À chaque fois que je chicane ma fille et que je me sens coupable (donc souvent!), cette femme extraordinaire me revient en tête.  À chaque fois que je me pose la question "à quoi j'ai pensé de procréer" parce que je suis impatiente ou tout simplement humaine, je me souviens d'elle.  Ça me réconcilie un peu avec la vie...

À chaque fois que je vois une mère indigne avec son enfant (il y en a tant, il n'y a qu'à voir les compilations des pires parents sur internet en photos - des femmes en lingerie avec l'enfant en arrière-plan ou avec des dildos par exemple...) ça me lève le coeur de penser que la vie n'a pas donné ce même enfant à cette femme extraordinaire.  Ou ces mères qui font des bébés à la chaîne parce que c'est "payant" pour les allocations familiales... J'ai réellement une envie de vomir.

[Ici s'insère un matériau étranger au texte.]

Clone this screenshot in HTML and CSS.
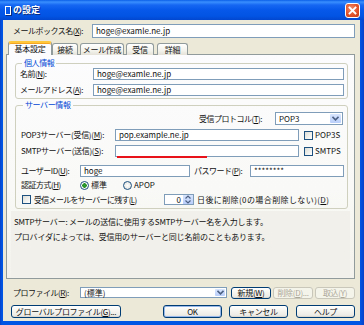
FILE: index.html
```html
<!DOCTYPE html>
<html lang="ja">
<head>
<meta charset="UTF-8">
<title>の設定</title>
<link rel="stylesheet" href="styles.css">
</head>
<body>

<div class="window">
    <div class="titlebar">
        <div class="title"><span class="tofu"></span>の設定</div>
        <div class="close">
            <svg width="13" height="13" viewBox="0 0 13 13"><path d="M3.5 3.5 L9.5 9.5 M9.5 3.5 L3.5 9.5" stroke="#fff" stroke-width="1.8" stroke-linecap="square"/></svg>
        </div>
    </div>

    <div class="frame">
        <div class="row mailbox-row">
            <span class="label mailbox-label">メールボックス名(<u>X</u>):</span>
            <div class="field grow">hoge@examle.ne.jp</div>
        </div>

        <div class="tabs">
            <div class="tab active">基本設定</div>
            <div class="tab tab-conn">接続</div>
            <div class="tab tab-compose">メール作成</div>
            <div class="tab tab-recv">受信</div>
            <div class="tab tab-detail">詳細</div>
        </div>

        <div class="panel">
            <fieldset class="group personal">
                <legend>個人情報</legend>
                <div class="row">
                    <span class="label name-label">名前(<u>N</u>):</span>
                    <div class="field grow">hoge@examle.ne.jp</div>
                </div>
                <div class="row gap4">
                    <span class="label name-label">メールアドレス(<u>A</u>):</span>
                    <div class="field grow">hoge@examle.ne.jp</div>
                </div>
            </fieldset>

            <fieldset class="group server">
                <legend>サーバー情報</legend>
                <div class="row protocol-row">
                    <span class="label">受信プロトコル(<u>T</u>):</span>
                    <div class="combo protocol">
                        <span class="combo-text">POP3</span>
                        <span class="combo-btn"><svg width="7" height="5" viewBox="0 0 7 5"><path d="M0.5 0.8 L3.5 3.8 L6.5 0.8" fill="none" stroke="#4d6185" stroke-width="1.6"/></svg></span>
                    </div>
                </div>
                <div class="row gap4">
                    <span class="label host-label">POP3サーバー(受信)(<u>M</u>):</span>
                    <div class="field host">pop.example.ne.jp</div>
                    <span class="check"></span><span>POP3S</span>
                </div>
                <div class="row gap4">
                    <span class="label host-label">SMTPサーバー(送信)(<u>S</u>):</span>
                    <div class="field host"><span class="error-mark"></span></div>
                    <span class="check"></span><span>SMTPS</span>
                </div>
                <div class="row user-row">
                    <span class="label user-label">ユーザーID(<u>U</u>):</span>
                    <div class="field user">hoge</div>
                    <span class="label pw-label">パスワード(<u>P</u>):</span>
                    <div class="field grow">********</div>
                </div>
                <div class="row auth-row">
                    <span class="label user-label">認証方式(<u>H</u>)</span>
                    <span class="radio on"></span><span class="radio-text">標準</span>
                    <span class="radio apop"></span><span class="radio-text">APOP</span>
                </div>
                <div class="row keep-row">
                    <span class="check keep-check"></span>
                    <span class="label keep-text">受信メールをサーバーに残す(<u>L</u>)</span>
                    <div class="spin">
                        <span class="spin-value">0</span>
                        <span class="spin-btn"><svg width="6" height="9" viewBox="0 0 6 9"><path d="M0.5 3.5 L3 1 L5.5 3.5 M0.5 5.5 L3 8 L5.5 5.5" fill="none" stroke="#4d6185" stroke-width="1.2"/></svg></span>
                    </div>
                    <span class="days-text">日後に削除(0の場合削除しない)(<u>D</u>)</span>
                </div>
            </fieldset>

            <div class="desc">
                <p>SMTPサーバー: メールの送信に使用するSMTPサーバー名を入力します。</p>
                <p>プロバイダによっては、受信用のサーバーと同じ名前のこともあります。</p>
            </div>
        </div>

        <div class="row profile-row">
            <span class="label profile-label">プロファイル(<u>R</u>):</span>
            <div class="combo profile">
                <span class="combo-text">(標準)</span>
                <span class="combo-btn"><svg width="7" height="5" viewBox="0 0 7 5"><path d="M0.5 0.8 L3.5 3.8 L6.5 0.8" fill="none" stroke="#4d6185" stroke-width="1.6"/></svg></span>
            </div>
            <div class="btn small">新規(<u>W</u>)</div>
            <div class="btn small disabled">削除(<u>D</u>)...</div>
            <div class="btn small disabled">取込(<u>Y</u>)</div>
        </div>

        <div class="row buttons-row">
            <div class="btn global">グローバルプロファイル(<u>G</u>)...</div>
            <div class="btn wide default">OK</div>
            <div class="btn wide">キャンセル</div>
            <div class="btn wide help">ヘルプ</div>
        </div>
    </div>
</div>

</body>
</html>
```

FILE: styles.css
```css
* {
    box-sizing: border-box;
}

html, body {
    margin: 0;
    padding: 0;
}

body {
    font-family: "Noto Sans CJK JP", "Noto Sans", sans-serif;
    font-size: 8px;
    line-height: 10px;
    color: #111;
    background: #fff;
}

u {
    text-decoration: underline;
    text-underline-offset: 1px;
}

.window {
    width: 364px;
    height: 325px;
    display: flex;
    flex-direction: column;
    background: linear-gradient(90deg, #0841c8, #0055e5 2px, #0055e5 360px, #0841c8);
}

/* title bar */
.titlebar {
    height: 20px;
    flex: none;
    display: flex;
    align-items: center;
    justify-content: space-between;
    padding: 0 4px 0 5px;
    background: linear-gradient(#0a5fe8, #3a8fff 2px, #1667f2 5px, #0658ea 10px, #0254e4 16px, #0146cf);
}

.title {
    display: flex;
    align-items: center;
    gap: 1px;
    color: #fff;
    font-weight: bold;
    font-size: 9px;
    text-shadow: 1px 1px #0b2c7e;
}

.tofu {
    width: 6px;
    height: 9px;
    border: 1px solid #fff;
    margin-right: 1px;
    box-shadow: 1px 1px #0b2c7e;
}

.close {
    width: 15px;
    height: 15px;
    margin-top: 1px;
    display: flex;
    align-items: center;
    justify-content: center;
    border: 1px solid #fff;
    border-radius: 3px;
    background: radial-gradient(circle at 40% 35%, #f08a6a, #e2532a 55%, #c53a14);
}

/* window body */
.frame {
    flex: 1;
    margin: 0 4px 4px 3px;
    padding: 4px 5px 0 3px;
    background: #ece9d8;
    display: flex;
    flex-direction: column;
}

.row {
    display: flex;
    align-items: center;
    height: 12px;
    white-space: nowrap;
}

.gap4 {
    margin-top: 4px;
}

.label {
    flex: none;
    letter-spacing: -0.5px;
}

.field {
    height: 12px;
    border: 1px solid #7f9db9;
    background: #fff;
    padding: 0 3px;
    line-height: 10px;
    overflow: hidden;
}

.grow {
    flex: 1;
}

.mailbox-row {
    height: 14px;
    padding-left: 7px;
}

.mailbox-row .field {
    height: 14px;
    line-height: 12px;
}

.mailbox-label {
    width: 79px;
}

/* tabs */
.tabs {
    display: flex;
    align-items: flex-end;
    height: 14px;
    margin-top: 3px;
    padding-left: 2px;
    position: relative;
    z-index: 1;
    letter-spacing: -0.3px;
}

.tab {
    height: 12px;
    margin-right: 2px;
    border: 1px solid #919b9c;
    border-bottom: none;
    border-radius: 3px 3px 0 0;
    background: linear-gradient(#fff, #f3f2ec 60%, #e4e2d8);
    text-align: center;
    line-height: 11px;
}

.tab.active {
    width: 44px;
    height: 14px;
    margin-right: 0;
    border-top: 2px solid #ffc83c;
    box-shadow: inset 0 1px #f5a623;
    background: #fcfcfe;
    line-height: 12px;
}

.tab-conn {
    width: 26px;
}

.tab-compose {
    width: 44px;
}

.tab-recv {
    width: 28px;
    margin-right: 3px;
}

.tab-detail {
    width: 31px;
}

.panel {
    height: 225px;
    margin-top: -1px;
    padding: 3px 6px 0 8px;
    border: 1px solid #919b9c;
    background: linear-gradient(#fcfcfe, #f9f9f7 60%, #f3f2ec);
    display: flex;
    flex-direction: column;
}

/* group boxes */
.group {
    margin: 0;
    min-width: 0;
    border: 1px solid #d0d0bf;
    border-radius: 3px;
}

.group legend {
    padding: 0 2px;
    margin-left: 2px;
    color: #0046d5;
    line-height: 10px;
    letter-spacing: -0.4px;
}

.personal {
    padding: 0 3px 2px 4px;
}

.name-label {
    width: 73px;
}

.server {
    margin-top: 1px;
    padding: 0 3px 3px 5px;
}

.protocol-row {
    height: 13px;
    margin-top: 2px;
    justify-content: flex-end;
}

.combo {
    height: 13px;
    display: flex;
    border: 1px solid #7f9db9;
    background: #fff;
}

.combo-text {
    flex: 1;
    padding-left: 3px;
    line-height: 11px;
}

.combo-btn {
    width: 11px;
    margin: 1px;
    display: flex;
    align-items: center;
    justify-content: center;
    border-radius: 1px;
    background: linear-gradient(#d8e5fd, #b9cefa);
}

.protocol {
    width: 68px;
    margin-left: 13px;
    margin-right: 1px;
}

.host-label {
    width: 94px;
    letter-spacing: -0.3px;
}

.field.host {
    width: 184px;
    position: relative;
    overflow: visible;
}

.error-mark {
    position: absolute;
    left: 1px;
    bottom: -2px;
    width: 90px;
    height: 2px;
    background: #e8121b;
}

.check {
    flex: none;
    width: 9px;
    height: 9px;
    margin: 0 2px 0 5px;
    border: 1px solid #1c5180;
    background: linear-gradient(135deg, #dcdcd7, #fff);
}

.user-row {
    margin-top: 8px;
}

.user-label {
    width: 59px;
}

.field.user {
    width: 110px;
}

.pw-label {
    width: 56px;
    margin-left: 4px;
}

.auth-row {
    height: 10px;
    margin-top: 3px;
}

.radio {
    flex: none;
    width: 9px;
    height: 9px;
    border: 1px solid #1c5180;
    border-radius: 50%;
    background: radial-gradient(circle, #fff, #dcdcd7);
    margin-right: 2px;
}

.radio.on {
    background: radial-gradient(circle, #30a530 0, #228a22 2px, #fff 2.5px, #e6e6e0);
}

.radio.apop {
    margin-left: 16px;
}

.keep-row {
    height: 11px;
    margin-top: 4px;
}

.keep-check {
    margin: 0 3px 0 1px;
}

.keep-text {
    width: 130px;
    letter-spacing: -0.7px;
}

.spin {
    height: 11px;
    width: 30px;
    display: flex;
    border: 1px solid #7f9db9;
    background: #fff;
    margin-right: 3px;
}

.spin-value {
    flex: 1;
    text-align: right;
    padding-right: 2px;
    line-height: 9px;
}

.spin-btn {
    width: 10px;
    display: flex;
    align-items: center;
    justify-content: center;
    background: linear-gradient(#d8e5fd, #b9cefa);
}

.days-text {
    letter-spacing: 0.4px;
}

/* help text */
.desc {
    flex: 1;
    margin: 2px -2px 1px -4px;
    padding: 6px 3px 0;
    background: #f1f0ea;
    letter-spacing: -0.2px;
}

.desc p {
    margin: 0 0 5px;
}

/* bottom rows */
.profile-row {
    height: 11px;
    margin-top: 8px;
    padding-left: 7px;
}

.profile-label {
    width: 67px;
}

.profile {
    width: 148px;
    height: 11px;
    margin-right: 2px;
}

.profile .combo-text {
    line-height: 9px;
}

.profile .combo-btn {
    width: 10px;
}

.btn {
    height: 13px;
    border: 1px solid #003c74;
    border-radius: 3px;
    background: linear-gradient(#fff, #f4f3ee 50%, #ecebe6 85%, #d6d0c5);
    text-align: center;
    line-height: 11px;
    flex: none;
    letter-spacing: -0.3px;
}

.btn.small {
    width: 40px;
    height: 12px;
    line-height: 10px;
    margin-left: 2px;
}

.btn.disabled {
    color: #aca899;
    border-color: #c9c7ba;
    background: #f5f4ea;
}

.buttons-row {
    height: 13px;
    margin-top: 7px;
    padding-left: 5px;
}

.btn.global {
    width: 110px;
    margin-right: 42px;
}

.btn.wide {
    width: 59px;
    margin-right: 7px;
}

.btn.default {
    box-shadow: inset 0 0 0 1px #98b8ea;
}

.btn.help {
    margin-left: 1px;
}
```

Ce que la vie peut être injuste et cruelle me dis-je...

Elle a du faire un deuil de son rêve.  Elle a du faire un deuil de son enfant.  Elle a du faire un deuil de son rôle de mère.  Elle a du faire un deuil d'une vie de famille au lieu d'une vie de couple.  Elle a du faire un deuil d'aller chercher son enfant dans son lit le matin qui crie "maman".  Vous vous rendez compte?  Et on continue de lire des phrases du type "n'abandonne pas ton rêve"?  Mais on fait quoi quand c'est le rêve qui nous abandonne?

C'est une leçon de vie que je reçois avec cette histoire.  C'est bien beau de rêver, certes, mais encore faut-il que la vie brasse les cartes et enligne les planètes pour que le tout se concrétise...

Ce sont ceux qui n'ont jamais connu le deuil, le vrai, celui qui nous coupe les ailes qui répéteront ces phrases vides de sens.  Car pour passer au travers du deuil, il faut justement lâcher prise et se résigner à abandonner.

La Frustrée

P.S: À toi, grande femme, qui j'espère me lit et se reconnaîtra, sache que je t'ai inclus souvent dans mes prières.  Ta grandeur est inspirante.